I have to admit, the first several nights, I just laid there. But, since I was training my body for a new regimen, lay there I did.  At least, I was resting. After several nights, I started to get drowsy and would eventually drift off. By the last few nights I was drifting off soon after getting into bed.

As it turned out, slipping into slumber was within my grasp after all. In my case, regardless of what I was going through, the source of my sleeplessness was my lack of preparation, especially under trying circumstances. I never did need that prescription.

What I understand now was that I was not only creating conditions more conducive to signal sleep, I was also resetting the button to create a new pattern to signal my sleep rhythm. And, while I have the best of intentions, like most of us, I can drift away from healthy practices. When I find myself having difficulty drifting off, I realize it is time to bring out the regimen to, once again, retrain my mind and body.

I was blessed to have an integrative medicine physician who not only advocated natural remedies, but also who understood the benefits of aromatherapy in this remedial and relaxing routine. I had already been using aromatherapy for a few years at this point, but was amazed to find it provided such a simple, yet significant, means of support as part of my physician’s care plan for sleep deprivation relief.

Lavender  has been well documented to support relaxation by reducing stress hormones and increasing neurotransmitters that promote improved rest and mood.[6] Roman Chamomile has long been used in aromatherapy for it’s relaxing benefits. The National Association for Holistic Aromatherapy (NAHA) identifies its therapeutic value for relieving tension and worry as well as supporting slumber. [7]

In addition to the relaxation routine outlined above, I have incorporated lavender and roman chamomile essential oils into some blends below to support your efforts to better slip into slumber.

 

Relaxing Bath Blend

Relaxing to both mind and body

2 drops lavender

2 drops roman chamomile 

1 drop sweet marjoram

1 – 2 T natural body wash

½ – 1 c Epsom salts

Add essential oils to body wash to disburse. Mix in Epsom salts. Add under running very warm running water.

 

Clear and Calm Diffuser Blend

Clearing, cleansing, clarifying and calming.

3 drops lemon

2 drops lavender fine

Diffuse for 30 to 60 minutes for a clearing and calming experience.

 


Sources:

[1] Hatfield, Heather. “How TV, Internet, and Other Electronic Devices Impact Sleep.” WebMD. WebMD, n.d. Web. 19 July 2016.
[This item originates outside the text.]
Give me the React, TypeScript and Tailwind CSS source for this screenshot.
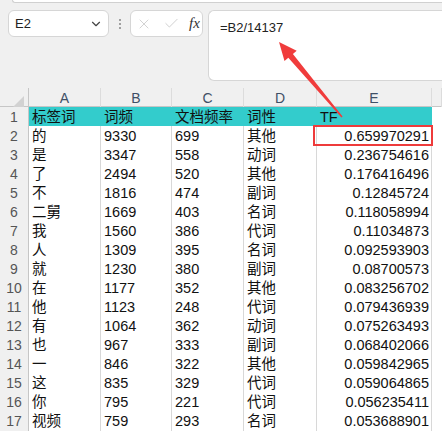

[2] “Adult Sleep Needs at Every Age: From Young Adults to the Elderly.” WebMD. WebMD, n.d. Web. 19 July 2016.

[3] Peri, Camille. “10 Surprising Effects of Lack of Sleep.” WebMD. WebMD, 2014. Web. 13 July 2016.

[4] “Why Sleep Matters.” Healthy Sleep: Understanding the Third of Our Lives We So Often Take for Granted. Division of Sleep Medicine, Harvard Medical School, 2008. Web. 19 July 2016.

[5] “Why Sleep Matters.” Healthy Sleep: Understanding the Third of Our Lives We So Often Take for Granted. Division of Sleep Medicine, Harvard Medical School, 2008. Web. 19 July 2016.

[6] The Therapeutic Foundations of Essential Oils. Robert Tisserand. Tisserand Institute. Tisserand Institute, June 2015. Web. 19 July 2016.

[7] “National Association for Holistic Aromatherapy.” Most Commonly Used Essential OIls | . National Association of Holistic Aromatherapy, n.d. Web. 19 July 2016.